*YOUR TASK*
Reproduce all of the data exactly.

*INFORMATION SHOWN*
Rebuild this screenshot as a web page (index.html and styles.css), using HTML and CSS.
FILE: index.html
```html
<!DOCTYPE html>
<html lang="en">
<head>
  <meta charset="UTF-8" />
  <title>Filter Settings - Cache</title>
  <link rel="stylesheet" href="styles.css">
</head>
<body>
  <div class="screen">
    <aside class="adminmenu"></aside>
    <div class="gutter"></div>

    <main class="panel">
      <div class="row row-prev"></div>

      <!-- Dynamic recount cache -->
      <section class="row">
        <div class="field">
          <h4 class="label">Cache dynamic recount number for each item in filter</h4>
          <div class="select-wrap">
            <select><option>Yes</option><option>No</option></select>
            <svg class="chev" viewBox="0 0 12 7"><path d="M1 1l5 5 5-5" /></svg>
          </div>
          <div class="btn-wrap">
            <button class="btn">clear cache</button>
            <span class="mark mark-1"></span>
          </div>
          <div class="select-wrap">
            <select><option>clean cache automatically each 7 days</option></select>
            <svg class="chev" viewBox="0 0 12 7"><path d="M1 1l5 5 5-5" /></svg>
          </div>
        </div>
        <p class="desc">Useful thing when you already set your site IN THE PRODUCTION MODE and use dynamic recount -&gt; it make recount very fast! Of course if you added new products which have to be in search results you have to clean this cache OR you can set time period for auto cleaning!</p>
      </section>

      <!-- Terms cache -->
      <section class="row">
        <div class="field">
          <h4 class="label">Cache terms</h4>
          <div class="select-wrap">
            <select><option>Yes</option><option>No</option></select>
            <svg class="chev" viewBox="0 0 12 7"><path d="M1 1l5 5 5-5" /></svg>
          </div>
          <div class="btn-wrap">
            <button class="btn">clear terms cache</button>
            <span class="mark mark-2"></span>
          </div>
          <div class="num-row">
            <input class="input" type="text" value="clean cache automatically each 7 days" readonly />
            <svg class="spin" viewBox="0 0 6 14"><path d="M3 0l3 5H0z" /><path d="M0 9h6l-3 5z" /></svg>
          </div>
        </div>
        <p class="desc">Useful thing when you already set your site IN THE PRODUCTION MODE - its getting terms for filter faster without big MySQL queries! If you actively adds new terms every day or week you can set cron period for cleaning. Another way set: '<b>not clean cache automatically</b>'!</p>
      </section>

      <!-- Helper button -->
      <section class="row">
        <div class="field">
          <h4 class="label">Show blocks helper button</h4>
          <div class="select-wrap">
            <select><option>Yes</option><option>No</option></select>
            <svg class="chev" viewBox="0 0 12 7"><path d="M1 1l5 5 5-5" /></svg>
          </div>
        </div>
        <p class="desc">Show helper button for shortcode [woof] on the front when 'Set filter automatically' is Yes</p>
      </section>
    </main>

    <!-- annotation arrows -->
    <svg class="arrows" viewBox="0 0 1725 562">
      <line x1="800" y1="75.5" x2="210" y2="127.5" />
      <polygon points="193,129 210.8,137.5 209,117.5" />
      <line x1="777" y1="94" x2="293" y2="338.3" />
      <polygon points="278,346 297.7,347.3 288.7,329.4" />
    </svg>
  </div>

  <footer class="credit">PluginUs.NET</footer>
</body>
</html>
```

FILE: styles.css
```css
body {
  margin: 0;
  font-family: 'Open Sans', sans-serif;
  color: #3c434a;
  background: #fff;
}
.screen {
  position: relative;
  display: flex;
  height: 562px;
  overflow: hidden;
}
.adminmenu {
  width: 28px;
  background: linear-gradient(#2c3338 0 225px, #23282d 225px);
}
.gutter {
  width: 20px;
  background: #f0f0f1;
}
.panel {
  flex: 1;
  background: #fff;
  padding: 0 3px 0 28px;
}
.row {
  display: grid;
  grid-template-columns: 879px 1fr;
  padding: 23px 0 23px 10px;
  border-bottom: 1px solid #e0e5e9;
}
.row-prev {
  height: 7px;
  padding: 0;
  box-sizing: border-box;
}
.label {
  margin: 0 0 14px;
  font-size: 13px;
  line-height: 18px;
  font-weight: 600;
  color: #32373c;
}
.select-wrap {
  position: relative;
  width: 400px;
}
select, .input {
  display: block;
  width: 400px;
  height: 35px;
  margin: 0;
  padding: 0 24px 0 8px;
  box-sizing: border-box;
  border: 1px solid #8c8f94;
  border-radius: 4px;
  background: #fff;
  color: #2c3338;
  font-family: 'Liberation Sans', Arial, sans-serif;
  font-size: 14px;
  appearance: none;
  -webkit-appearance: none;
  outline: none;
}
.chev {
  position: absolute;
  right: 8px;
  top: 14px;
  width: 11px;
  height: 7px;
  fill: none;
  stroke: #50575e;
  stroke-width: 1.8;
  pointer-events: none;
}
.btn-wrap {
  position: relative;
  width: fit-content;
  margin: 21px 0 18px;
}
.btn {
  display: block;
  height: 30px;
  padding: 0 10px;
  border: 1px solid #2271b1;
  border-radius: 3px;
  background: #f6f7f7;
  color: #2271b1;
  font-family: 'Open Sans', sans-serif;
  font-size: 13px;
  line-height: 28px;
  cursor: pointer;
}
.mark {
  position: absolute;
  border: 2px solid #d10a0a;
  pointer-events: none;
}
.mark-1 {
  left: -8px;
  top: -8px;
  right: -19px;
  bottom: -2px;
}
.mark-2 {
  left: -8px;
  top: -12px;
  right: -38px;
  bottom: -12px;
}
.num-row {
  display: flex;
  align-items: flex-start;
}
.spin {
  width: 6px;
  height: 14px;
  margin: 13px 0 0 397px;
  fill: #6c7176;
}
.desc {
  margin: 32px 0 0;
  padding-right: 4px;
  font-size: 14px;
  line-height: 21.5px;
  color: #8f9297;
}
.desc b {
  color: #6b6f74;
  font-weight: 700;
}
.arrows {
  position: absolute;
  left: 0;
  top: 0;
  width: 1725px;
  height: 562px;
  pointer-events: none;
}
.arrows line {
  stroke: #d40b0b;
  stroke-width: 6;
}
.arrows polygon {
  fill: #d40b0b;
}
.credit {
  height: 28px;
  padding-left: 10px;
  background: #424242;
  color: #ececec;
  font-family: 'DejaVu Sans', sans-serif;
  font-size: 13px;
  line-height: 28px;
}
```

*RESULT OF THE TASK*
Rebuild this screenshot as a web page (index.html and styles.css), using HTML and CSS.
FILE: index.html
```html
<!DOCTYPE html>
<html lang="en">
<head>
  <meta charset="UTF-8" />
  <title>Filter Settings - Cache</title>
  <link rel="stylesheet" href="styles.css">
</head>
<body>
  <div class="screen">
    <aside class="adminmenu"></aside>
    <div class="gutter"></div>

    <main class="panel">
      <div class="row row-prev"></div>

      <!-- Dynamic recount cache -->
      <section class="row">
        <div class="field">
          <h4 class="label">Cache dynamic recount number for each item in filter</h4>
          <div class="select-wrap">
            <select><option>Yes</option><option>No</option></select>
            <svg class="chev" viewBox="0 0 12 7"><path d="M1 1l5 5 5-5" /></svg>
          </div>
          <div class="btn-wrap">
            <button class="btn">clear cache</button>
            <span class="mark mark-1"></span>
          </div>
          <div class="select-wrap">
            <select><option>clean cache automatically each 7 days</option></select>
            <svg class="chev" viewBox="0 0 12 7"><path d="M1 1l5 5 5-5" /></svg>
          </div>
        </div>
        <p class="desc">Useful thing when you already set your site IN THE PRODUCTION MODE and use dynamic recount -&gt; it make recount very fast! Of course if you added new products which have to be in search results you have to clean this cache OR you can set time period for auto cleaning!</p>
      </section>

      <!-- Terms cache -->
      <section class="row">
        <div class="field">
          <h4 class="label">Cache terms</h4>
          <div class="select-wrap">
            <select><option>Yes</option><option>No</option></select>
            <svg class="chev" viewBox="0 0 12 7"><path d="M1 1l5 5 5-5" /></svg>
          </div>
          <div class="btn-wrap">
            <button class="btn">clear terms cache</button>
            <span class="mark mark-2"></span>
          </div>
          <div class="num-row">
            <input class="input" type="text" value="clean cache automatically each 7 days" readonly />
            <svg class="spin" viewBox="0 0 6 14"><path d="M3 0l3 5H0z" /><path d="M0 9h6l-3 5z" /></svg>
          </div>
        </div>
        <p class="desc">Useful thing when you already set your site IN THE PRODUCTION MODE - its getting terms for filter faster without big MySQL queries! If you actively adds new terms every day or week you can set cron period for cleaning. Another way set: '<b>not clean cache automatically</b>'!</p>
      </section>

      <!-- Helper button -->
      <section class="row">
        <div class="field">
          <h4 class="label">Show blocks helper button</h4>
          <div class="select-wrap">
            <select><option>Yes</option><option>No</option></select>
            <svg class="chev" viewBox="0 0 12 7"><path d="M1 1l5 5 5-5" /></svg>
          </div>
        </div>
        <p class="desc">Show helper button for shortcode [woof] on the front when 'Set filter automatically' is Yes</p>
      </section>
    </main>

    <!-- annotation arrows -->
    <svg class="arrows" viewBox="0 0 1725 562">
      <line x1="800" y1="75.5" x2="210" y2="127.5" />
      <polygon points="193,129 210.8,137.5 209,117.5" />
      <line x1="777" y1="94" x2="293" y2="338.3" />
      <polygon points="278,346 297.7,347.3 288.7,329.4" />
    </svg>
  </div>

  <footer class="credit">PluginUs.NET</footer>
</body>
</html>
```

FILE: styles.css
```css
body {
  margin: 0;
  font-family: 'Open Sans', sans-serif;
  color: #3c434a;
  background: #fff;
}
.screen {
  position: relative;
  display: flex;
  height: 562px;
  overflow: hidden;
}
.adminmenu {
  width: 28px;
  background: linear-gradient(#2c3338 0 225px, #23282d 225px);
}
.gutter {
  width: 20px;
  background: #f0f0f1;
}
.panel {
  flex: 1;
  background: #fff;
  padding: 0 3px 0 28px;
}
.row {
  display: grid;
  grid-template-columns: 879px 1fr;
  padding: 23px 0 23px 10px;
  border-bottom: 1px solid #e0e5e9;
}
.row-prev {
  height: 7px;
  padding: 0;
  box-sizing: border-box;
}
.label {
  margin: 0 0 14px;
  font-size: 13px;
  line-height: 18px;
  font-weight: 600;
  color: #32373c;
}
.select-wrap {
  position: relative;
  width: 400px;
}
select, .input {
  display: block;
  width: 400px;
  height: 35px;
  margin: 0;
  padding: 0 24px 0 8px;
  box-sizing: border-box;
  border: 1px solid #8c8f94;
  border-radius: 4px;
  background: #fff;
  color: #2c3338;
  font-family: 'Liberation Sans', Arial, sans-serif;
  font-size: 14px;
  appearance: none;
  -webkit-appearance: none;
  outline: none;
}
.chev {
  position: absolute;
  right: 8px;
  top: 14px;
  width: 11px;
  height: 7px;
  fill: none;
  stroke: #50575e;
  stroke-width: 1.8;
  pointer-events: none;
}
.btn-wrap {
  position: relative;
  width: fit-content;
  margin: 21px 0 18px;
}
.btn {
  display: block;
  height: 30px;
  padding: 0 10px;
  border: 1px solid #2271b1;
  border-radius: 3px;
  background: #f6f7f7;
  color: #2271b1;
  font-family: 'Open Sans', sans-serif;
  font-size: 13px;
  line-height: 28px;
  cursor: pointer;
}
.mark {
  position: absolute;
  border: 2px solid #d10a0a;
  pointer-events: none;
}
.mark-1 {
  left: -8px;
  top: -8px;
  right: -19px;
  bottom: -2px;
}
.mark-2 {
  left: -8px;
  top: -12px;
  right: -38px;
  bottom: -12px;
}
.num-row {
  display: flex;
  align-items: flex-start;
}
.spin {
  width: 6px;
  height: 14px;
  margin: 13px 0 0 397px;
  fill: #6c7176;
}
.desc {
  margin: 32px 0 0;
  padding-right: 4px;
  font-size: 14px;
  line-height: 21.5px;
  color: #8f9297;
}
.desc b {
  color: #6b6f74;
  font-weight: 700;
}
.arrows {
  position: absolute;
  left: 0;
  top: 0;
  width: 1725px;
  height: 562px;
  pointer-events: none;
}
.arrows line {
  stroke: #d40b0b;
  stroke-width: 6;
}
.arrows polygon {
  fill: #d40b0b;
}
.credit {
  height: 28px;
  padding-left: 10px;
  background: #424242;
  color: #ececec;
  font-family: 'DejaVu Sans', sans-serif;
  font-size: 13px;
  line-height: 28px;
}
```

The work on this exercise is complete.